Something is not right when the candidate who led his political party or group, many of whom eventually won parliamentary seats in the election, sees his participation in the political process end with his defeat in the presidential race.

Something is not right that Bobi Wine, who in a few short months since the founding of NUP, has upended Ugandan politics, will play no direct role in the next Parliament.
In effect, it is like all his efforts and the brutality he endured at the hands of the State were to get others elected and nothing more.
My suggestion is that the Ugandan Constitution should be amended in the next Parliament to change the definition and role of the Leader of Opposition.

As a matter of law and baked into the Constitution, the runner-up in the presidential election should become the automatic Leader of Opposition in Parliament.
Even though under the current system this losing presidential candidate did not concurrently contest for a parliamentary seat, this newly-designated Leader of the Opposition should get a substantive seat in the new Parliament, by virtue of having finished second.

Amending the Constitution to create a new role as the head of the Opposition in Parliament for the main losing presidential candidate would have several effects.
First, it would reduce the extreme bitterness that usually follows general elections in Uganda. Rather than the winner get a gold medal and the two runners-up leave empty-handed, the first runner-up at least gets to win a silver medal.
Second, anybody who was able to win more than two million votes around the country in the presidential race got many more votes than the 10 leading MPs combined.

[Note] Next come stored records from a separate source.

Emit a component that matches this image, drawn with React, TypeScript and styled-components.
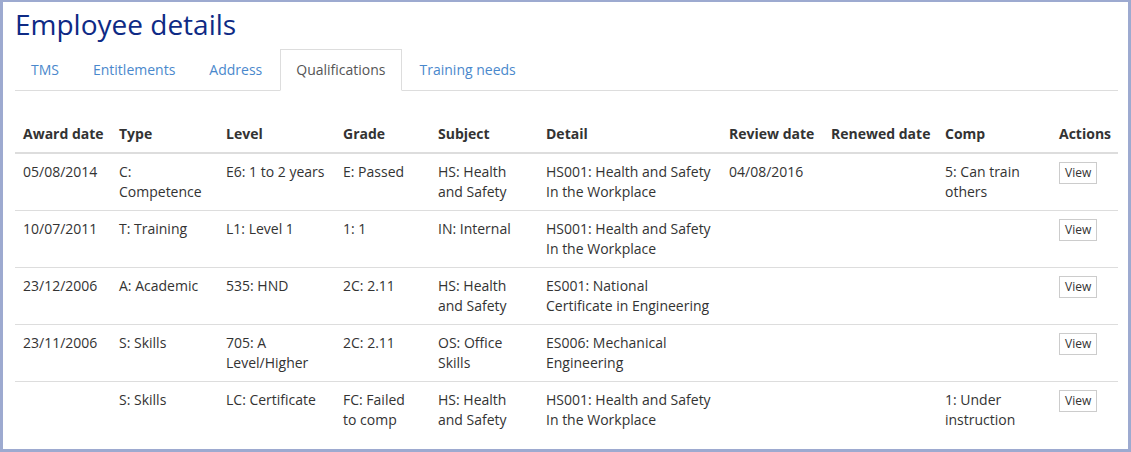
import React from 'react';
import styled, { createGlobalStyle } from 'styled-components';

type Qualification = {
    awardDate: string;
    type: string;
    level: string;
    grade: string;
    subject: string;
    detail: string;
    reviewDate: string;
    renewedDate: string;
    comp: string;
};

const tabs = ['TMS', 'Entitlements', 'Address', 'Qualifications', 'Training needs'];
const activeTab = 'Qualifications';

const columns: ReadonlyArray<{ label: string; width: number }> = [
    { label: 'Award date', width: 96 },
    { label: 'Type', width: 107 },
    { label: 'Level', width: 117 },
    { label: 'Grade', width: 95 },
    { label: 'Subject', width: 108 },
    { label: 'Detail', width: 183 },
    { label: 'Review date', width: 102 },
    { label: 'Renewed date', width: 114 },
    { label: 'Comp', width: 114 },
    { label: 'Actions', width: 67 },
];

const rows: Qualification[] = [
    {
        awardDate: '05/08/2014',
        type: 'C: Competence',
        level: 'E6: 1 to 2 years',
        grade: 'E: Passed',
        subject: 'HS: Health and Safety',
        detail: 'HS001: Health and Safety In the Workplace',
        reviewDate: '04/08/2016',
        renewedDate: '',
        comp: '5: Can train others',
    },
    {
        awardDate: '10/07/2011',
        type: 'T: Training',
        level: 'L1: Level 1',
        grade: '1: 1',
        subject: 'IN: Internal',
        detail: 'HS001: Health and Safety In the Workplace',
        reviewDate: '',
        renewedDate: '',
        comp: '',
    },
    {
        awardDate: '23/12/2006',
        type: 'A: Academic',
        level: '535: HND',
        grade: '2C: 2.11',
        subject: 'HS: Health and Safety',
        detail: 'ES001: National Certificate in Engineering',
        reviewDate: '',
        renewedDate: '',
        comp: '',
    },
    {
        awardDate: '23/11/2006',
        type: 'S: Skills',
        level: '705: A Level/Higher',
        grade: '2C: 2.11',
        subject: 'OS: Office Skills',
        detail: 'ES006: Mechanical Engineering',
        reviewDate: '',
        renewedDate: '',
        comp: '',
    },
    {
        awardDate: '',
        type: 'S: Skills',
        level: 'LC: Certificate',
        grade: 'FC: Failed to comp',
        subject: 'HS: Health and Safety',
        detail: 'HS001: Health and Safety In the Workplace',
        reviewDate: '',
        renewedDate: '',
        comp: '1: Under instruction',
    },
];

const App = () => (
    <>
        <GlobalStyle />
        <Frame>
            <Title>Employee details</Title>
            <TabList>
                {tabs.map((tab) => (
                    <Tab key={tab} active={tab === activeTab}>
                        {tab}
                    </Tab>
                ))}
            </TabList>
            <Table>
                <colgroup>
                    {columns.map((col) => (
                        <col key={col.label} style={{ width: col.width }} />
                    ))}
                </colgroup>
                <thead>
                    <tr>
                        {columns.map((col) => (
                            <HeadCell key={col.label}>{col.label}</HeadCell>
                        ))}
                    </tr>
                </thead>
                <tbody>
                    {rows.map((row, i) => (
                        <Row key={i}>
                            <Cell>{row.awardDate}</Cell>
                            <Cell>{row.type}</Cell>
                            <Cell>{row.level}</Cell>
                            <GradeCell>{row.grade}</GradeCell>
                            <Cell>{row.subject}</Cell>
                            <Cell>{row.detail}</Cell>
                            <Cell>{row.reviewDate}</Cell>
                            <Cell>{row.renewedDate}</Cell>
                            <Cell>{row.comp}</Cell>
                            <Cell>
                                <ViewButton type="button">View</ViewButton>
                            </Cell>
                        </Row>
                    ))}
                </tbody>
            </Table>
        </Frame>
    </>
);

const GlobalStyle = createGlobalStyle`
    html, body {
        margin: 0;
        padding: 0;
        background: #fff;
    }
    body {
        font-family: 'Open Sans', 'Liberation Sans', sans-serif;
        font-size: 14px;
        line-height: 20px;
        color: #333;
    }
`;

const Frame = styled.div`
    box-sizing: border-box;
    width: 1131px;
    height: 452px;
    padding: 0 10px 0 12px;
    border: 3px solid #9daad0;
    border-top-width: 2px;
    background: #fff;
    overflow: hidden;
`;

const Title = styled.h1`
    margin: 7px 0 0;
    font-size: 28px;
    font-weight: 400;
    line-height: 30px;
    color: #0e2a85;
`;

const TabList = styled.ul`
    display: flex;
    margin: 10px 0 0;
    padding: 0;
    list-style: none;
    border-bottom: 1px solid #ddd;
`;

const Tab = styled.li<{ active: boolean }>`
    margin: 0 2px -1px 0;
    padding: 10px 15px;
    line-height: 20px;
    border: 1px solid ${({ active }) => (active ? '#ddd' : 'transparent')};
    border-bottom-color: ${({ active }) => (active ? '#fff' : 'transparent')};
    background: ${({ active }) => (active ? '#fff' : 'transparent')};
    color: ${({ active }) => (active ? '#555' : '#4a88cc')};
    cursor: pointer;
`;

const Table = styled.table`
    width: 1103px;
    margin-top: 25px;
    table-layout: fixed;
    border-collapse: collapse;
    border-spacing: 0;
`;

const HeadCell = styled.th`
    padding: 8px;
    text-align: left;
    font-weight: 700;
    vertical-align: bottom;
    border-bottom: 2px solid #ddd;
    white-space: nowrap;
`;

const Row = styled.tr`
    & + & td {
        border-top: 1px solid #ddd;
    }
`;

const Cell = styled.td`
    padding: 8px;
    height: 40px;
    vertical-align: top;
`;

const GradeCell = styled(Cell)`
    padding-right: 14px;
`;

const ViewButton = styled.button`
    box-sizing: border-box;
    height: 22px;
    padding: 0 5px;
    font-family: 'Open Sans', 'Liberation Sans', sans-serif;
    font-size: 12px;
    line-height: 18px;
    color: #333;
    background: #fff;
    border: 1px solid #ccc;
    border-radius: 0;
    cursor: pointer;
`;

export default App;
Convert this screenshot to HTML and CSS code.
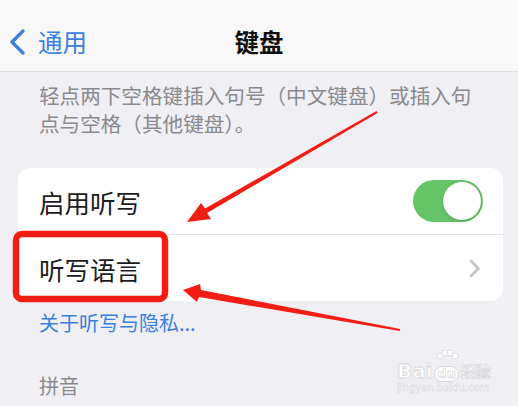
FILE: index.html
```html
<!DOCTYPE html>
<html lang="zh-CN">
<head>
  <meta charset="UTF-8">
  <title>键盘</title>
  <link rel="stylesheet" href="styles.css">
</head>
<body>

  <div class="nav">
    <div class="back">
      <svg class="back-icon" width="18" height="26" viewBox="0 0 18 26">
        <path d="M15 2 L4 13 L15 24" fill="none" stroke="#3b7fe0" stroke-width="3.2" stroke-linecap="round" stroke-linejoin="round"/>
      </svg>
      <span>通用</span>
    </div>
    <div class="title">键盘</div>
    <div></div>
  </div>

  <p class="note">轻点两下空格键插入句号（中文键盘）或插入句点与空格（其他键盘）。</p>

  <div class="card">
    <div class="row">
      <span>启用听写</span>
      <span class="switch"><span class="knob"></span></span>
    </div>
    <div class="row">
      <span>听写语言</span>
      <svg class="chevron" width="12" height="19" viewBox="0 0 12 19">
        <path d="M2 2 L9.5 9.5 L2 17" fill="none" stroke="#c4c4c8" stroke-width="2.6" stroke-linecap="round" stroke-linejoin="round"/>
      </svg>
    </div>
  </div>

  <div class="link">关于听写与隐私...</div>

  <div class="section-title">拼音</div>

  <!-- annotation marks over the screenshot -->
  <svg class="marks" width="518" height="406" viewBox="0 0 518 406">
    <rect x="16" y="234" width="149" height="65" rx="6" fill="none" stroke="#f41d14" stroke-width="6.5"/>
    <polygon fill="#f41d14" points="377.5,112.9 207,213 211,219 187,222 201,203 205,208.5 376.5,111.1"/>
    <polygon fill="#f41d14" points="400.2,329 201,290 200,284 183,290 197,302 199,297 399.8,331"/>
  </svg>

  <div class="watermark">
    <div class="wm-logo">
      <span>Bai</span>
      <span class="paw">
        <svg width="26" height="16" viewBox="0 0 26 16">
          <circle cx="6" cy="6" r="3" fill="#fff" stroke="#dcdce0"/>
          <circle cx="11" cy="3" r="3" fill="#fff" stroke="#dcdce0"/>
          <circle cx="16" cy="3" r="3" fill="#fff" stroke="#dcdce0"/>
          <circle cx="21" cy="6" r="3" fill="#fff" stroke="#dcdce0"/>
        </svg>
        <span class="du">du</span>
      </span>
      <span>经验</span>
    </div>
    <div class="wm-url">jingyan.baidu.com</div>
  </div>

</body>
</html>
```

FILE: styles.css
```css
body {
  margin: 0;
  width: 518px;
  height: 406px;
  overflow: hidden;
  position: relative;
  background: #efeff4;
  font-family: "Noto Sans CJK SC", "Noto Sans", sans-serif;
  color: #1c1c1e;
}
.nav {
  background: #f8f8f8;
  border-bottom: 1px solid #dedee2;
  display: grid;
  grid-template-columns: 1fr auto 1fr;
  align-items: center;
  padding-top: 12px;
  box-sizing: content-box;
  height: 59px;
}
.back {
  display: flex;
  align-items: center;
  padding-left: 8px;
  color: #3b7fe0;
  font-size: 24.5px;
}
.back-icon {
  margin-right: 12px;
}
.title {
  font-size: 24.5px;
  font-weight: 700;
  color: #111;
}
.note {
  margin: 9px 0 31px;
  padding: 0 39px;
  font-size: 20.6px;
  line-height: 28px;
  color: #8a8a8e;
}
.card {
  margin: 0 15px 0 18px;
  background: #fff;
  border-radius: 12px;
}
.row {
  height: 66px;
  display: flex;
  align-items: center;
  justify-content: space-between;
  padding: 0 20px 0 21px;
  font-size: 25.5px;
}
.row + .row {
  border-top: 1px solid #e3e3e6;
  margin-left: 21px;
  padding-left: 0;
  padding-right: 22px;
}
.switch {
  width: 70px;
  height: 42px;
  border-radius: 21px;
  background: #65c466;
  display: flex;
  align-items: center;
  justify-content: flex-end;
  padding: 0 2px;
  box-sizing: border-box;
}
.knob {
  width: 38px;
  height: 38px;
  border-radius: 50%;
  background: #fff;
  box-shadow: 0 1px 3px rgba(0, 0, 0, 0.2);
}
.link {
  margin-top: 8px;
  padding-left: 39px;
  font-size: 20px;
  line-height: 28px;
  color: #3b7fe0;
}
.section-title {
  margin-top: 35px;
  padding-left: 39px;
  font-size: 20px;
  line-height: 28px;
  color: #8a8a8e;
}
.marks {
  position: absolute;
  left: 0;
  top: 0;
  pointer-events: none;
}
.watermark {
  position: absolute;
  left: 397px;
  top: 350px;
  width: 95px;
  color: #fff;
  font-family: "DejaVu Sans", sans-serif;
}
.wm-logo {
  display: flex;
  align-items: flex-end;
  font-size: 20px;
  font-weight: bold;
  line-height: 22px;
  -webkit-text-stroke: 0.8px #d8d8dc;
}
.paw {
  display: flex;
  flex-direction: column;
  align-items: center;
  margin: 0 1px;
}
.du {
  font-size: 13px;
  line-height: 14px;
  background: #fff;
  border: 1px solid #d8d8dc;
  border-radius: 8px;
  padding: 0 2px;
  -webkit-text-stroke: 0.6px #d0d0d4;
  color: #fff;
}
.wm-logo > span:last-child {
  font-family: "Noto Sans CJK SC", sans-serif;
  font-size: 15px;
}
.wm-url {
  font-size: 10px;
  line-height: 12px;
  -webkit-text-stroke: 0.5px #d8d8dc;
}
```
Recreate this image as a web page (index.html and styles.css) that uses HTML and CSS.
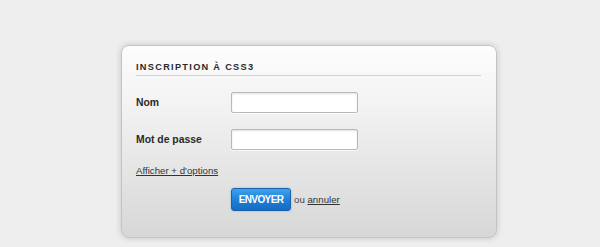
FILE: index.html
```html
<!DOCTYPE html>
<html lang="fr">
<head>
<meta charset="utf-8">
<title>Inscription</title>
<link rel="stylesheet" href="styles.css">
</head>
<body>
<form class="card">
  <h1 class="title">Inscription à CSS3</h1>
  <div class="row">
    <label class="label" for="nom">Nom</label>
    <input class="field" id="nom" type="text">
  </div>
  <div class="row row-pass">
    <label class="label" for="mdp">Mot de passe</label>
    <input class="field" id="mdp" type="password">
  </div>
  <a class="more" href="#">Afficher + d'options</a>
  <div class="actions">
    <button class="btn" type="button">ENVOYER</button>
    <span class="or">ou <a href="#">annuler</a></span>
  </div>
</form>
</body>
</html>
```
FILE: styles.css
```css
html, body {
  margin: 0;
  padding: 0;
}
body {
  background: #eeeeee;
  font-family: "Liberation Sans", Arial, sans-serif;
  color: #333;
  padding-top: 45px;
  padding-left: 121px;
  height: 247px;
  box-sizing: border-box;
  overflow: hidden;
}
.card {
  width: 376px;
  height: 193px;
  box-sizing: border-box;
  border: 1px solid #c4c4c4;
  border-radius: 8px;
  background: linear-gradient(#fdfdfd, #f3f3f3 30%, #d7d7d7);
  box-shadow: 0 0 6px rgba(0,0,0,0.18);
  padding: 16px 15px 0 14px;
  display: flex;
  flex-direction: column;
  align-items: flex-start;
}
.title {
  margin: 0;
  align-self: stretch;
  font-size: 9.2px;
  line-height: 11px;
  font-weight: bold;
  letter-spacing: 1.3px;
  text-transform: uppercase;
  color: #2a2a2a;
  padding-bottom: 2px;
  border-bottom: 1px solid #d2d2d2;
}
.row {
  display: flex;
  align-items: center;
  margin-top: 16px;
}
.row-pass {
  margin-top: 16px;
}
.label {
  width: 95px;
  font-size: 10.4px;
  font-weight: bold;
  color: #2a2a2a;
}
.field {
  width: 127px;
  height: 21px;
  box-sizing: border-box;
  margin: 0;
  border: 1px solid #b8b8b8;
  border-radius: 2px;
  background: #fff;
  box-shadow: inset 0 1px 2px rgba(0,0,0,0.12), 0 1px 0 rgba(255,255,255,0.7);
}
.more {
  margin-top: 14px;
  font-size: 9.7px;
  line-height: 14px;
  color: #333;
  text-decoration: underline;
}
.actions {
  margin-top: 10px;
  margin-left: 95px;
  display: flex;
  align-items: center;
}
.btn {
  width: 60px;
  height: 23px;
  margin: 0;
  padding: 0;
  border: 1px solid #1662ad;
  border-radius: 3px;
  background: linear-gradient(#3fa3ec, #1f80d8 50%, #176bc2);
  color: #fff;
  font-family: "Liberation Sans", Arial, sans-serif;
  font-size: 10px;
  letter-spacing: -0.6px;
  font-weight: bold;
  box-shadow: 0 0 2px rgba(40,130,220,0.5);
}
.or {
  margin-left: 3px;
  font-size: 9.7px;
  color: #444;
}
.or a {
  color: #333;
  text-decoration: underline;
}
```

That person must, by logic and in the spirit of fairness, take part in the proceedings of the new Parliament that he or she helped get elected.
It can’t be that this charismatic Ssemogerere, Besigye or Bobi Wine returns home while more than 500 MPs will spend the next five years earning fat salaries, but since the day they took the oath of office, have never uttered a single word on the floor of Parliament for the five years of their term.

Since 2005, Uganda’s Constitution has been controversially amended a few times to benefit the head of State, Yoweri Museveni.
I’m sure another amendment can be made, this time to include the runner-up in the presidential election in the national political debate in Parliament and, by that, improve the quality of debate in Parliament.